TASK DESCRIPTION.
Return the listing below exactly, with the pictures dropped.

STORED DATA.
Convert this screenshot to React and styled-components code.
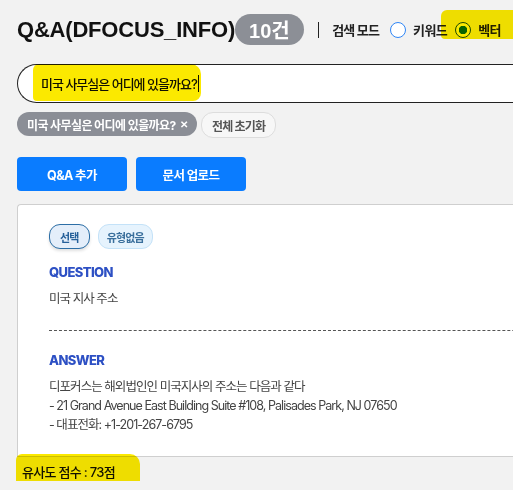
import styled, { createGlobalStyle } from 'styled-components';

const GlobalStyle = createGlobalStyle`
  html, body {
    margin: 0;
    padding: 0;
    background: #f2f2f2;
    overflow: hidden;
  }
  body {
    font-family: Inter, "Noto Sans CJK KR", sans-serif;
    color: #222;
  }
`;

export default function App() {
  const chips = ['미국 사무실은 어디에 있을까요?'];
  const answer = [
    '디포커스는 해외법인인 미국지사의 주소는 다음과 같다',
    '- 21 Grand Avenue East Building Suite #108, Palisades Park, NJ 07650',
    '- 대표전화: +1-201-267-6795',
  ];

  return (
    <Page>
      <GlobalStyle />
      <Header>
        <Title>Q&amp;A(DFOCUS_INFO)</Title>
        <Count>10건</Count>
        <Divider />
        <ModeLabel>검색 모드</ModeLabel>
        <Option>
          <Radio />
          키워드
        </Option>
        <Option>
          <Radio checked />
          벡터
          <Marker style={{ left: -14, right: -70, top: -10, bottom: 0 }} />
        </Option>
      </Header>

      <SearchBox>
        <SearchText>
          미국 사무실은 어디에 있을까요?<Caret />
          <Marker style={{ left: -8, right: -2, top: -10, bottom: -8 }} />
        </SearchText>
      </SearchBox>

      <ChipRow>
        {chips.map((c) => (
          <Chip key={c}>
            {c} <span>✕</span>
          </Chip>
        ))}
        <ResetChip>전체 초기화</ResetChip>
      </ChipRow>

      <ButtonRow>
        <Button>Q&amp;A 추가</Button>
        <Button>문서 업로드</Button>
      </ButtonRow>

      <Card>
        <TagRow>
          <Tag active>선택</Tag>
          <Tag>유형없음</Tag>
        </TagRow>
        <Label>QUESTION</Label>
        <Body>미국 지사 주소</Body>
        <Dashed />
        <Label answer>ANSWER</Label>
        <Body>
          {answer.map((line) => (
            <div key={line}>{line}</div>
          ))}
        </Body>
      </Card>

      <Score>
        유사도 점수 : 73점
        <Marker style={{ left: -6, right: -25, top: -8, bottom: -9 }} />
      </Score>
    </Page>
  );
}

const Page = styled.div`
  width: 600px;
  padding: 14px 0 0 17px;
  box-sizing: border-box;
`;

const Marker = styled.span`
  position: absolute;
  background: #fbe900;
  mix-blend-mode: multiply;
  border-radius: 6px 10px 8px 4px;
  pointer-events: none;
`;

const Header = styled.div`
  display: flex;
  align-items: center;
  height: 31px;
`;

const Title = styled.h1`
  margin: 0;
  font-family: "Liberation Sans", Arial, sans-serif;
  font-size: 22px;
  font-weight: 700;
  color: #111;
  letter-spacing: -0.2px;
`;

const Count = styled.span`
  display: inline-flex;
  align-items: center;
  height: 31px;
  padding: 0 14px;
  border-radius: 16px;
  background: #8c8f96;
  color: #fff;
  font-family: "Liberation Sans", "Noto Sans CJK KR", sans-serif;
  font-size: 20px;
  font-weight: 700;
`;

const Divider = styled.span`
  width: 1.5px;
  height: 16px;
  background: #222;
  margin: 0 13px 0 14px;
`;

const ModeLabel = styled.span`
  font-size: 13px;
  font-weight: 700;
  color: #222;
  margin-right: 11px;
  letter-spacing: -0.8px;
`;

const Option = styled.label`
  position: relative;
  display: inline-flex;
  align-items: center;
  gap: 7px;
  margin-right: 8px;
  font-size: 13px;
  font-weight: 700;
  color: #222;
  letter-spacing: -0.6px;
`;

const Radio = styled.span`
  width: 16px;
  height: 16px;
  box-sizing: border-box;
  border-radius: 50%;
  border: 1.5px solid ${(p) => (p.checked ? '#1d4f8c' : '#2f86f6')};
  background: ${(p) => (p.checked ? 'radial-gradient(circle, #0a6de0 0 4px, #fff 4.5px)' : '#fff')};
`;

const SearchBox = styled.div`
  margin-top: 19px;
  height: 39px;
  box-sizing: border-box;
  border: 1.2px solid #222;
  border-radius: 20px 0 0 20px;
  border-right: none;
  background: #fff;
  display: flex;
  align-items: center;
  padding-left: 23px;
`;

const SearchText = styled.span`
  position: relative;
  font-size: 13px;
  font-weight: 500;
  color: #111;
  letter-spacing: -1px;
  display: inline-flex;
  align-items: center;
`;

const Caret = styled.span`
  width: 1px;
  height: 17px;
  margin-left: 1px;
  background: #111;
`;

const ChipRow = styled.div`
  display: flex;
  gap: 4px;
  margin-top: 9px;
`;

const Chip = styled.span`
  display: inline-flex;
  align-items: center;
  gap: 4px;
  height: 24px;
  padding: 0 10px;
  border-radius: 12px;
  background: #8b8e96;
  color: #fff;
  font-size: 12px;
  font-weight: 700;
  letter-spacing: -0.6px;
  span {
    font-size: 10px;
  }
`;

const ResetChip = styled.span`
  display: inline-flex;
  align-items: center;
  height: 24px;
  padding: 0 10px;
  border-radius: 12px;
  border: 1px solid #ddd;
  background: #f7f7f7;
  color: #555;
  font-size: 12px;
  font-weight: 700;
  letter-spacing: -0.8px;
`;

const ButtonRow = styled.div`
  display: flex;
  gap: 9px;
  margin-top: 19px;
`;

const Button = styled.button`
  width: 110px;
  height: 34px;
  border: none;
  border-radius: 4px;
  background: #0a7cff;
  color: #fff;
  font-family: Inter, "Noto Sans CJK KR", sans-serif;
  font-size: 12.5px;
  font-weight: 700;
  letter-spacing: -0.6px;
`;

const Card = styled.div`
  margin-top: 13px;
  height: 253px;
  box-sizing: border-box;
  background: #fff;
  border: 1px solid #cfcfcf;
  border-right: none;
  border-radius: 4px 0 0 0;
  padding: 19px 0 0 31px;
`;

const TagRow = styled.div`
  display: flex;
  gap: 8px;
`;

const Tag = styled.span`
  display: inline-flex;
  align-items: center;
  height: 25px;
  padding: 0 ${(p) => (p.active ? 10 : 8)}px;
  box-sizing: border-box;
  border-radius: 11px;
  font-size: 11px;
  font-weight: 700;
  letter-spacing: -0.8px;
  color: ${(p) => (p.active ? '#26609a' : '#3a6f9c')};
  background: ${(p) => (p.active ? '#e4eefa' : '#e6f3fd')};
  border: 1px solid ${(p) => (p.active ? '#2c6ea6' : '#c4e2f8')};
  box-shadow: ${(p) => (p.active ? '0 2px 3px rgba(0,0,0,0.12)' : 'none')};
`;

const Label = styled.div`
  margin-top: ${(p) => (p.answer ? 21 : 15)}px;
  font-size: 13px;
  font-weight: 800;
  color: #2d50c4;
  letter-spacing: -0.6px;
`;

const Body = styled.div`
  margin-top: 9px;
  font-size: 12.5px;
  line-height: 19px;
  color: #444;
  letter-spacing: -0.95px;
`;

const Dashed = styled.div`
  margin-top: 22px;
  border-top: 1px dashed #555;
`;

const Score = styled.div`
  position: relative;
  display: inline-block;
  margin: 5px 0 0 5px;
  font-size: 13px;
  font-weight: 500;
  color: #111;
  letter-spacing: -0.7px;
`;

EXPECTED ANSWER.
Convert this screenshot to React and styled-components code.
import styled, { createGlobalStyle } from 'styled-components';

const GlobalStyle = createGlobalStyle`
  html, body {
    margin: 0;
    padding: 0;
    background: #f2f2f2;
    overflow: hidden;
  }
  body {
    font-family: Inter, "Noto Sans CJK KR", sans-serif;
    color: #222;
  }
`;

export default function App() {
  const chips = ['미국 사무실은 어디에 있을까요?'];
  const answer = [
    '디포커스는 해외법인인 미국지사의 주소는 다음과 같다',
    '- 21 Grand Avenue East Building Suite #108, Palisades Park, NJ 07650',
    '- 대표전화: +1-201-267-6795',
  ];

  return (
    <Page>
      <GlobalStyle />
      <Header>
        <Title>Q&amp;A(DFOCUS_INFO)</Title>
        <Count>10건</Count>
        <Divider />
        <ModeLabel>검색 모드</ModeLabel>
        <Option>
          <Radio />
          키워드
        </Option>
        <Option>
          <Radio checked />
          벡터
          <Marker style={{ left: -14, right: -70, top: -10, bottom: 0 }} />
        </Option>
      </Header>

      <SearchBox>
        <SearchText>
          미국 사무실은 어디에 있을까요?<Caret />
          <Marker style={{ left: -8, right: -2, top: -10, bottom: -8 }} />
        </SearchText>
      </SearchBox>

      <ChipRow>
        {chips.map((c) => (
          <Chip key={c}>
            {c} <span>✕</span>
          </Chip>
        ))}
        <ResetChip>전체 초기화</ResetChip>
      </ChipRow>

      <ButtonRow>
        <Button>Q&amp;A 추가</Button>
        <Button>문서 업로드</Button>
      </ButtonRow>

      <Card>
        <TagRow>
          <Tag active>선택</Tag>
          <Tag>유형없음</Tag>
        </TagRow>
        <Label>QUESTION</Label>
        <Body>미국 지사 주소</Body>
        <Dashed />
        <Label answer>ANSWER</Label>
        <Body>
          {answer.map((line) => (
            <div key={line}>{line}</div>
          ))}
        </Body>
      </Card>

      <Score>
        유사도 점수 : 73점
        <Marker style={{ left: -6, right: -25, top: -8, bottom: -9 }} />
      </Score>
    </Page>
  );
}

const Page = styled.div`
  width: 600px;
  padding: 14px 0 0 17px;
  box-sizing: border-box;
`;

const Marker = styled.span`
  position: absolute;
  background: #fbe900;
  mix-blend-mode: multiply;
  border-radius: 6px 10px 8px 4px;
  pointer-events: none;
`;

const Header = styled.div`
  display: flex;
  align-items: center;
  height: 31px;
`;

const Title = styled.h1`
  margin: 0;
  font-family: "Liberation Sans", Arial, sans-serif;
  font-size: 22px;
  font-weight: 700;
  color: #111;
  letter-spacing: -0.2px;
`;

const Count = styled.span`
  display: inline-flex;
  align-items: center;
  height: 31px;
  padding: 0 14px;
  border-radius: 16px;
  background: #8c8f96;
  color: #fff;
  font-family: "Liberation Sans", "Noto Sans CJK KR", sans-serif;
  font-size: 20px;
  font-weight: 700;
`;

const Divider = styled.span`
  width: 1.5px;
  height: 16px;
  background: #222;
  margin: 0 13px 0 14px;
`;

const ModeLabel = styled.span`
  font-size: 13px;
  font-weight: 700;
  color: #222;
  margin-right: 11px;
  letter-spacing: -0.8px;
`;

const Option = styled.label`
  position: relative;
  display: inline-flex;
  align-items: center;
  gap: 7px;
  margin-right: 8px;
  font-size: 13px;
  font-weight: 700;
  color: #222;
  letter-spacing: -0.6px;
`;

const Radio = styled.span`
  width: 16px;
  height: 16px;
  box-sizing: border-box;
  border-radius: 50%;
  border: 1.5px solid ${(p) => (p.checked ? '#1d4f8c' : '#2f86f6')};
  background: ${(p) => (p.checked ? 'radial-gradient(circle, #0a6de0 0 4px, #fff 4.5px)' : '#fff')};
`;

const SearchBox = styled.div`
  margin-top: 19px;
  height: 39px;
  box-sizing: border-box;
  border: 1.2px solid #222;
  border-radius: 20px 0 0 20px;
  border-right: none;
  background: #fff;
  display: flex;
  align-items: center;
  padding-left: 23px;
`;

const SearchText = styled.span`
  position: relative;
  font-size: 13px;
  font-weight: 500;
  color: #111;
  letter-spacing: -1px;
  display: inline-flex;
  align-items: center;
`;

const Caret = styled.span`
  width: 1px;
  height: 17px;
  margin-left: 1px;
  background: #111;
`;

const ChipRow = styled.div`
  display: flex;
  gap: 4px;
  margin-top: 9px;
`;

const Chip = styled.span`
  display: inline-flex;
  align-items: center;
  gap: 4px;
  height: 24px;
  padding: 0 10px;
  border-radius: 12px;
  background: #8b8e96;
  color: #fff;
  font-size: 12px;
  font-weight: 700;
  letter-spacing: -0.6px;
  span {
    font-size: 10px;
  }
`;

const ResetChip = styled.span`
  display: inline-flex;
  align-items: center;
  height: 24px;
  padding: 0 10px;
  border-radius: 12px;
  border: 1px solid #ddd;
  background: #f7f7f7;
  color: #555;
  font-size: 12px;
  font-weight: 700;
  letter-spacing: -0.8px;
`;

const ButtonRow = styled.div`
  display: flex;
  gap: 9px;
  margin-top: 19px;
`;

const Button = styled.button`
  width: 110px;
  height: 34px;
  border: none;
  border-radius: 4px;
  background: #0a7cff;
  color: #fff;
  font-family: Inter, "Noto Sans CJK KR", sans-serif;
  font-size: 12.5px;
  font-weight: 700;
  letter-spacing: -0.6px;
`;

const Card = styled.div`
  margin-top: 13px;
  height: 253px;
  box-sizing: border-box;
  background: #fff;
  border: 1px solid #cfcfcf;
  border-right: none;
  border-radius: 4px 0 0 0;
  padding: 19px 0 0 31px;
`;

const TagRow = styled.div`
  display: flex;
  gap: 8px;
`;

const Tag = styled.span`
  display: inline-flex;
  align-items: center;
  height: 25px;
  padding: 0 ${(p) => (p.active ? 10 : 8)}px;
  box-sizing: border-box;
  border-radius: 11px;
  font-size: 11px;
  font-weight: 700;
  letter-spacing: -0.8px;
  color: ${(p) => (p.active ? '#26609a' : '#3a6f9c')};
  background: ${(p) => (p.active ? '#e4eefa' : '#e6f3fd')};
  border: 1px solid ${(p) => (p.active ? '#2c6ea6' : '#c4e2f8')};
  box-shadow: ${(p) => (p.active ? '0 2px 3px rgba(0,0,0,0.12)' : 'none')};
`;

const Label = styled.div`
  margin-top: ${(p) => (p.answer ? 21 : 15)}px;
  font-size: 13px;
  font-weight: 800;
  color: #2d50c4;
  letter-spacing: -0.6px;
`;

const Body = styled.div`
  margin-top: 9px;
  font-size: 12.5px;
  line-height: 19px;
  color: #444;
  letter-spacing: -0.95px;
`;

const Dashed = styled.div`
  margin-top: 22px;
  border-top: 1px dashed #555;
`;

const Score = styled.div`
  position: relative;
  display: inline-block;
  margin: 5px 0 0 5px;
  font-size: 13px;
  font-weight: 500;
  color: #111;
  letter-spacing: -0.7px;
`;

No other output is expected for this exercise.